The Mason-Dixon telephone survey of 1,500 registered voters was conducted May 20 to May 25 and has a margin of error of three percentage points.

Libertarian talker

Neal Boortz, the radio host who calls himself “the high priest of the church of the painful truth,” addressed nearly 1,000 fellow Libertarians at the party’s national convention in Atlanta on Saturday in a 42-minute performance that could have passed as a segment from his nationally syndicated talk show.

He cracked up the breakfast crowd by making fun of New York Sen. Hillary Rodham Clinton (“Never trust a politician without knees”), razzing friend and conservative radio personality Sean Hannity (“Baby Jesus”) and taunting conventioneers who wore anti-Boortz lapel stickers in protest of his support of the war in Iraq (“If you can’t afford a button, get a new cause”), the Atlanta Journal-Constitution reports.

“I’m going to do this like I do talk radio. If I get on a roll, you’re going to have to turn down the volume,” said Mr. Boortz, who broadcasts from WSB-AM in Atlanta.

Mr. Boortz’s pro-war stance runs counter to Libertarian ideology and prompted some to petition that he be removed as a convention speaker.

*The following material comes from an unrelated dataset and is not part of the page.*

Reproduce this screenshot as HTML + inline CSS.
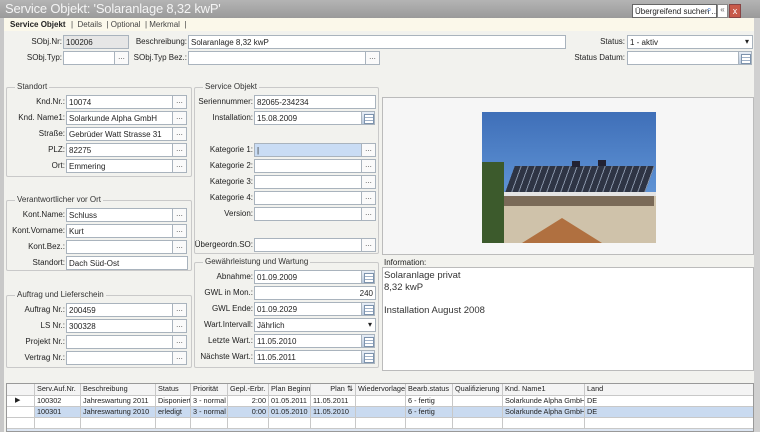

“For the most part,” Mr. Boortz told the crowd, “I’m not ideologically pure.”

Mr. Boortz, who on his show egged on antiwar Libertarian protesters throughout the week, ended his morning monologue by saying: “I’m really disappointed there were no raucous demonstrators.”

Try soft money

The California agency that polices political campaign finances faces deep cuts by Gov. Arnold Schwarzenegger, the Los Angeles Times reported yesterday.

The cuts could force the Fair Political Practices Commission to halt investigations, even as the agency is looking into the governor’s use of campaign funds.

“The public should take pause when elected officials are significantly cutting an agency that watches over their behavior,” Andy Draheim, spokesman for California Common Cause, told the newspaper.